- Stated exercise -
Exactly repeat the material, dropping only the pictures.

[Rows from a dataset of pages and code]
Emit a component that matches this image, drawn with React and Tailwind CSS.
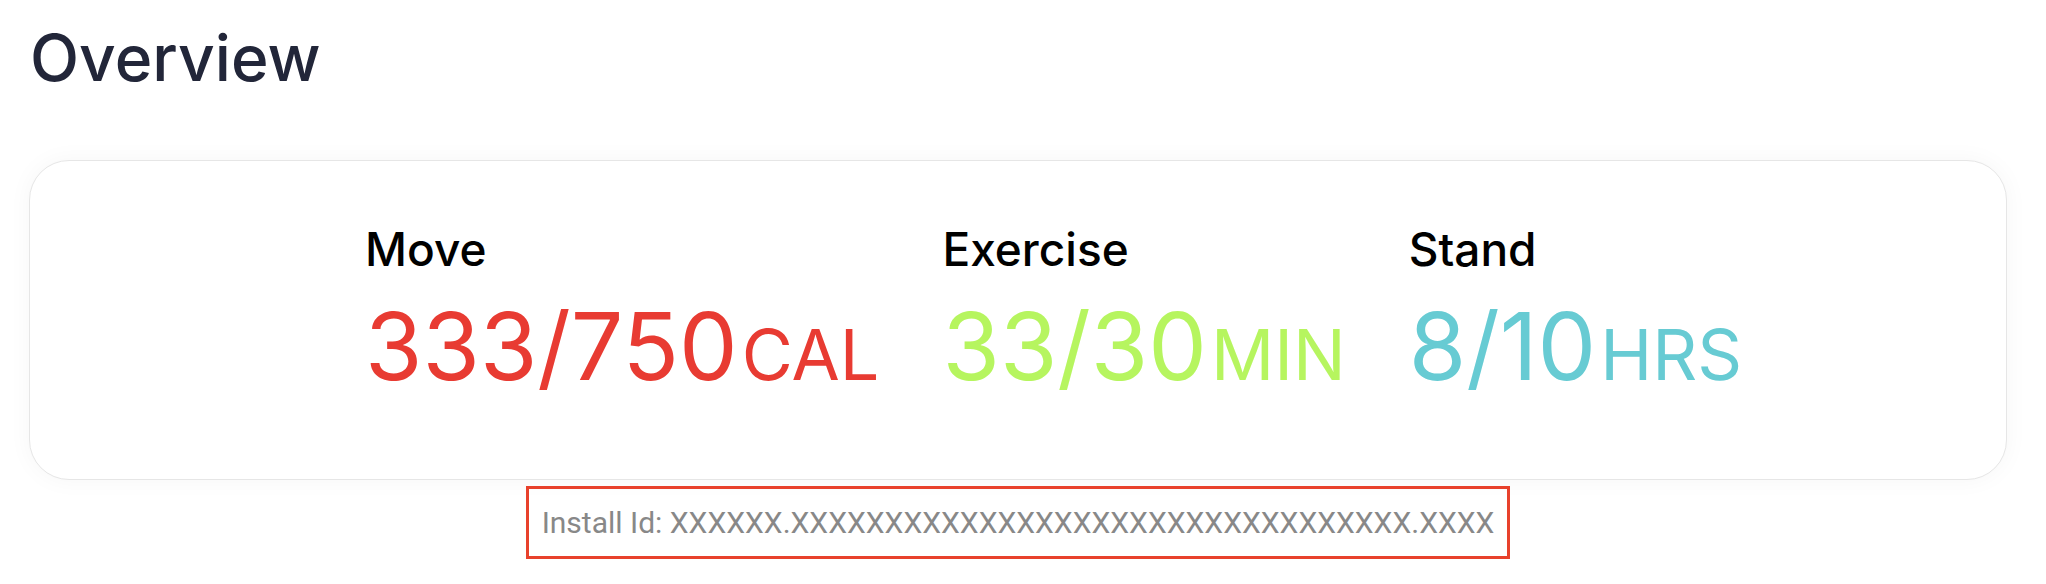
export default function App() {
  const stats = [
    { label: "Move", value: "333/750", unit: "CAL", color: "text-[#e83b32]" },
    { label: "Exercise", value: "33/30", unit: "MIN", color: "text-[#b6f55f]" },
    { label: "Stand", value: "8/10", unit: "HRS", color: "text-[#67cbd3]" },
  ];
  return (
    <div className="w-[2046px] h-[584px] bg-white pl-[29px] pr-[39px] pt-[26px] font-['Inter',sans-serif]">
      <h1 className="text-[64px] leading-none font-medium text-[#222639] pl-[1px]">Overview</h1>
      <div className="mt-[70px] h-[320px] rounded-[40px] border border-[#e6e6e6] bg-white shadow-[0_0_24px_rgba(0,0,0,0.04)] pt-[65px] pl-[335px] flex gap-[63px]">
        {stats.map((s) => (
          <div key={s.label} className="flex flex-col">
            <div className="text-[46px] leading-none font-medium text-black">{s.label}</div>
            <div className={`mt-[28px] flex items-baseline ${s.color}`}>
              <span className="text-[93px] leading-none">{s.value}</span>
              <span className="text-[70px] leading-none ml-[4px]">{s.unit}</span>
            </div>
          </div>
        ))}
      </div>
      <div className="mt-[6px] flex justify-center">
        <div className="h-[73px] border-[3px] border-[#e8412c] px-[13px] flex items-center text-[30px] text-[#888888] font-['Roboto',sans-serif]">
          Install Id: XXXXXX.XXXXXXXXXXXXXXXXXXXXXXXXXXXXXXXXX.XXXX
        </div>
      </div>
    </div>
  );
}
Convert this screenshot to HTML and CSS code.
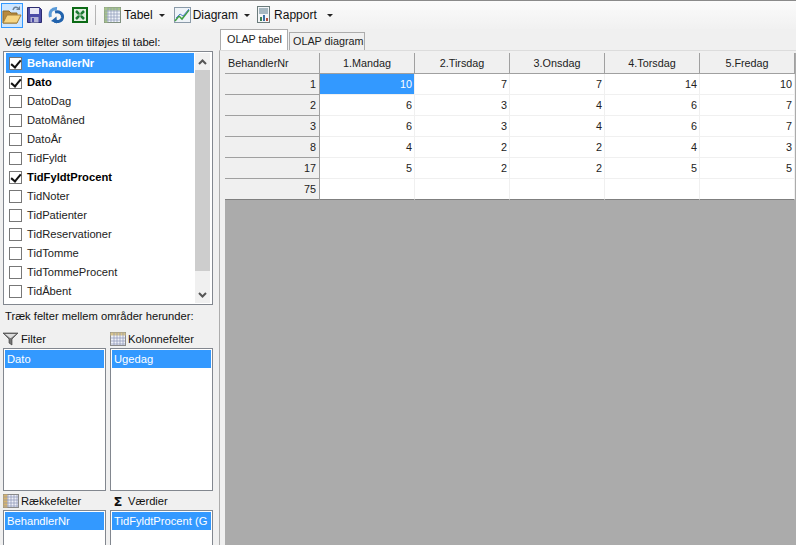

- Task answer -
Emit a component that matches this image, drawn with React and Tailwind CSS.
export default function App() {
  const stats = [
    { label: "Move", value: "333/750", unit: "CAL", color: "text-[#e83b32]" },
    { label: "Exercise", value: "33/30", unit: "MIN", color: "text-[#b6f55f]" },
    { label: "Stand", value: "8/10", unit: "HRS", color: "text-[#67cbd3]" },
  ];
  return (
    <div className="w-[2046px] h-[584px] bg-white pl-[29px] pr-[39px] pt-[26px] font-['Inter',sans-serif]">
      <h1 className="text-[64px] leading-none font-medium text-[#222639] pl-[1px]">Overview</h1>
      <div className="mt-[70px] h-[320px] rounded-[40px] border border-[#e6e6e6] bg-white shadow-[0_0_24px_rgba(0,0,0,0.04)] pt-[65px] pl-[335px] flex gap-[63px]">
        {stats.map((s) => (
          <div key={s.label} className="flex flex-col">
            <div className="text-[46px] leading-none font-medium text-black">{s.label}</div>
            <div className={`mt-[28px] flex items-baseline ${s.color}`}>
              <span className="text-[93px] leading-none">{s.value}</span>
              <span className="text-[70px] leading-none ml-[4px]">{s.unit}</span>
            </div>
          </div>
        ))}
      </div>
      <div className="mt-[6px] flex justify-center">
        <div className="h-[73px] border-[3px] border-[#e8412c] px-[13px] flex items-center text-[30px] text-[#888888] font-['Roboto',sans-serif]">
          Install Id: XXXXXX.XXXXXXXXXXXXXXXXXXXXXXXXXXXXXXXXX.XXXX
        </div>
      </div>
    </div>
  );
}
Convert this screenshot to HTML and CSS code.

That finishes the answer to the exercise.